* [Exercise directions] Starting from the top of the material, restate each line exactly until the line that contains "type IconName = 'zap'", which is also copied. Pictures are excluded.

* [Data provided]
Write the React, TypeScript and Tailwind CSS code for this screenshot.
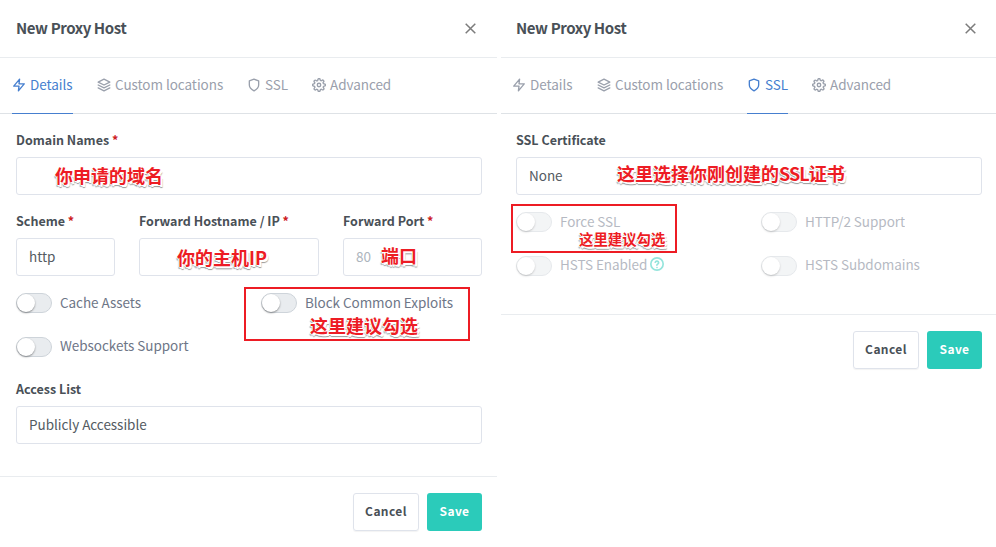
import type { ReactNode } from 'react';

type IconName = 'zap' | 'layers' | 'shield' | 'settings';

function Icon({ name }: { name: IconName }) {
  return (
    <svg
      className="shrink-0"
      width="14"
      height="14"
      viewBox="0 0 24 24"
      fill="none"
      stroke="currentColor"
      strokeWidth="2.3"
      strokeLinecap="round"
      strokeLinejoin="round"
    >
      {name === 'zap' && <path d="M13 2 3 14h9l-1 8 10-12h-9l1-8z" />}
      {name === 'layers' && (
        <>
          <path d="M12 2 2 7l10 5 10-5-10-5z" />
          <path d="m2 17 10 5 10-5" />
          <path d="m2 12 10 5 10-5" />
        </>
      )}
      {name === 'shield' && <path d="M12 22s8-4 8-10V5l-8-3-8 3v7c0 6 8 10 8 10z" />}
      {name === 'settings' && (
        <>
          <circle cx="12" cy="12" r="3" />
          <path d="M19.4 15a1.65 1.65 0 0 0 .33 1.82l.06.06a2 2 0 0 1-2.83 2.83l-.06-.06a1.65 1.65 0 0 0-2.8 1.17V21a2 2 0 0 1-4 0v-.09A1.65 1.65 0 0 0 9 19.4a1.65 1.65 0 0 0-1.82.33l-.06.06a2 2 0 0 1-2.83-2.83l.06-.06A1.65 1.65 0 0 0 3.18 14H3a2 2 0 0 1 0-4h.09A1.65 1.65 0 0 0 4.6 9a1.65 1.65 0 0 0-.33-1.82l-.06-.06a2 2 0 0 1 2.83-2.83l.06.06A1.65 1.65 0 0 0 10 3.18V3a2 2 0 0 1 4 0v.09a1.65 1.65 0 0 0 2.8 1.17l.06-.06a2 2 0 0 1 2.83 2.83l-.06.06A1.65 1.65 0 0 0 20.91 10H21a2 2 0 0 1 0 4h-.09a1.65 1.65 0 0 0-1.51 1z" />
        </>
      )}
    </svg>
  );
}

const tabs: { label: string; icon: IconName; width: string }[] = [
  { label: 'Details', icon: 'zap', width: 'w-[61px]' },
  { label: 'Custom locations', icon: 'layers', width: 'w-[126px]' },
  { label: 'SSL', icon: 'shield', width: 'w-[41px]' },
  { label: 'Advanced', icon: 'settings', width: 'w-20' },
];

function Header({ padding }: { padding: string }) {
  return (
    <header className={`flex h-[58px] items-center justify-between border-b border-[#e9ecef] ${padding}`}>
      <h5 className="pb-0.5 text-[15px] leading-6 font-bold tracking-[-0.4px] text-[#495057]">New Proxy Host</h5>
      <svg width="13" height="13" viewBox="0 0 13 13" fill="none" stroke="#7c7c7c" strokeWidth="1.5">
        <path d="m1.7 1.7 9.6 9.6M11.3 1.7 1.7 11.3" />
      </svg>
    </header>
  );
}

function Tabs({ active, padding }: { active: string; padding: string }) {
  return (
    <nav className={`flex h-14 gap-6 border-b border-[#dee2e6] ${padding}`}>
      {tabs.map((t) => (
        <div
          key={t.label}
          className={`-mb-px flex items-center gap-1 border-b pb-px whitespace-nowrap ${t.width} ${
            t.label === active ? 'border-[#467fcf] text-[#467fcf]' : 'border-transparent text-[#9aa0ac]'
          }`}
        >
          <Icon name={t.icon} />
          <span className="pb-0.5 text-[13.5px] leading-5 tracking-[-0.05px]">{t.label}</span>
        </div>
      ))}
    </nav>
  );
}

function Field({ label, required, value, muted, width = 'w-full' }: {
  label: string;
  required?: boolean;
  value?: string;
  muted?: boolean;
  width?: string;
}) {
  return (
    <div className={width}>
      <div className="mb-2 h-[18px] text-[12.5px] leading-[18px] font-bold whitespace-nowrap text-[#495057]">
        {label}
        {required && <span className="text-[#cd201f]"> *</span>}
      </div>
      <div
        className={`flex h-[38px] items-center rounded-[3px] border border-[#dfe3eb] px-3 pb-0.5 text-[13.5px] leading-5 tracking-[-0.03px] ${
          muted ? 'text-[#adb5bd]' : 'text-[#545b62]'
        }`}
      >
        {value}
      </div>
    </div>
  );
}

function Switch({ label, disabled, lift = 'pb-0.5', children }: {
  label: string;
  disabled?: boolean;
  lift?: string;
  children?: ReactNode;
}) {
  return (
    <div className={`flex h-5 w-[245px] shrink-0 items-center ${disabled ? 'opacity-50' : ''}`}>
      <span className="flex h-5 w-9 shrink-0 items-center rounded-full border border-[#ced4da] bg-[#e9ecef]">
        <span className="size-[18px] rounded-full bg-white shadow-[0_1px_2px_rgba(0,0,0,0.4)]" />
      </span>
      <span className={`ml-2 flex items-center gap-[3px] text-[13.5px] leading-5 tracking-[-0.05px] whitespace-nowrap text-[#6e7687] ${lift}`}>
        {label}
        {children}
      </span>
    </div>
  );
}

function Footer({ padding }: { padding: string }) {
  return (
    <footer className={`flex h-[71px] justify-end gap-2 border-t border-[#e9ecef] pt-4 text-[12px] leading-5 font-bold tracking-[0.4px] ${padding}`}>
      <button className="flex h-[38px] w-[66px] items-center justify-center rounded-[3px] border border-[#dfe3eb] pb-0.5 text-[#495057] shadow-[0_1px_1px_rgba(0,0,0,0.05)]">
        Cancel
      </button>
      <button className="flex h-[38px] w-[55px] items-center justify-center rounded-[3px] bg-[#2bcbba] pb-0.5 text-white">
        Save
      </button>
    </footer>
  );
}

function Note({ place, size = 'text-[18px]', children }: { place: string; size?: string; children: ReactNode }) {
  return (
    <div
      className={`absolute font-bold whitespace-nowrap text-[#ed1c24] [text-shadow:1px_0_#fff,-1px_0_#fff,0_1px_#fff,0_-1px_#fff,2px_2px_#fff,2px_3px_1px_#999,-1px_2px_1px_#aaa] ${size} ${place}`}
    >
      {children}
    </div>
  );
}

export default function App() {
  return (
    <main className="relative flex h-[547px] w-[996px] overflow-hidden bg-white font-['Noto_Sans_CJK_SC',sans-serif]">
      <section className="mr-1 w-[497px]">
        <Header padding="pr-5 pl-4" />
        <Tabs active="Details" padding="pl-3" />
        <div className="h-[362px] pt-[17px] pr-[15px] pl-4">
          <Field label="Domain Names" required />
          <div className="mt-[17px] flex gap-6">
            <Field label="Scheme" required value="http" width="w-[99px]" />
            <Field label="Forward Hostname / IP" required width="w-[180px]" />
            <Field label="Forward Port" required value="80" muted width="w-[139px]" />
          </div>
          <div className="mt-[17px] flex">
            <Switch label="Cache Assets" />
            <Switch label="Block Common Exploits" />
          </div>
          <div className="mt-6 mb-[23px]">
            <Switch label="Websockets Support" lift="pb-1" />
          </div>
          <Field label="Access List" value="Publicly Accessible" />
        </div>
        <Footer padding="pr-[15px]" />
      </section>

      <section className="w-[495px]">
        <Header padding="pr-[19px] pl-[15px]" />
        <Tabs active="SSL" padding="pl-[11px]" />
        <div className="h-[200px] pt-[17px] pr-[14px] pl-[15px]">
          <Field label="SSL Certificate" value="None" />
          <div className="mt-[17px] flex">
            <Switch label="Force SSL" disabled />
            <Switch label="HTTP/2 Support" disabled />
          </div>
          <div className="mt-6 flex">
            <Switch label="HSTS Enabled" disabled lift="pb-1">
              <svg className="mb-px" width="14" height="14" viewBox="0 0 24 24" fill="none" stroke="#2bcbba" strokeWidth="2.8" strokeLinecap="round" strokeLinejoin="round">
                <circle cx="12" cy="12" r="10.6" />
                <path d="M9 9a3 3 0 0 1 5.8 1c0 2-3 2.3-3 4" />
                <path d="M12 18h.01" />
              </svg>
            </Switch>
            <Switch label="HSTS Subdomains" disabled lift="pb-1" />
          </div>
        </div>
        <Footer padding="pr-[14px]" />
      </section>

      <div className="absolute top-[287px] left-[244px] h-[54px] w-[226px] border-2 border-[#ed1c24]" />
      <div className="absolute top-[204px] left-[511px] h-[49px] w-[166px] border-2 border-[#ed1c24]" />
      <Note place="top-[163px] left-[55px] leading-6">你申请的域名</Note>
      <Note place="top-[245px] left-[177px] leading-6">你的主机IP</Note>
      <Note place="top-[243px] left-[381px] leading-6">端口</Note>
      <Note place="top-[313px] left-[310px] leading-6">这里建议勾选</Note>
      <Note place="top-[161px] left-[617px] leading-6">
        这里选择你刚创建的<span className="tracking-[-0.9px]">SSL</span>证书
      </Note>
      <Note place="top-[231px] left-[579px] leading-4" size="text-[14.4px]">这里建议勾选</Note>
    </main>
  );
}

* [Response]
Write the React, TypeScript and Tailwind CSS code for this screenshot.
import type { ReactNode } from 'react';

type IconName = 'zap' | 'layers' | 'shield' | 'settings';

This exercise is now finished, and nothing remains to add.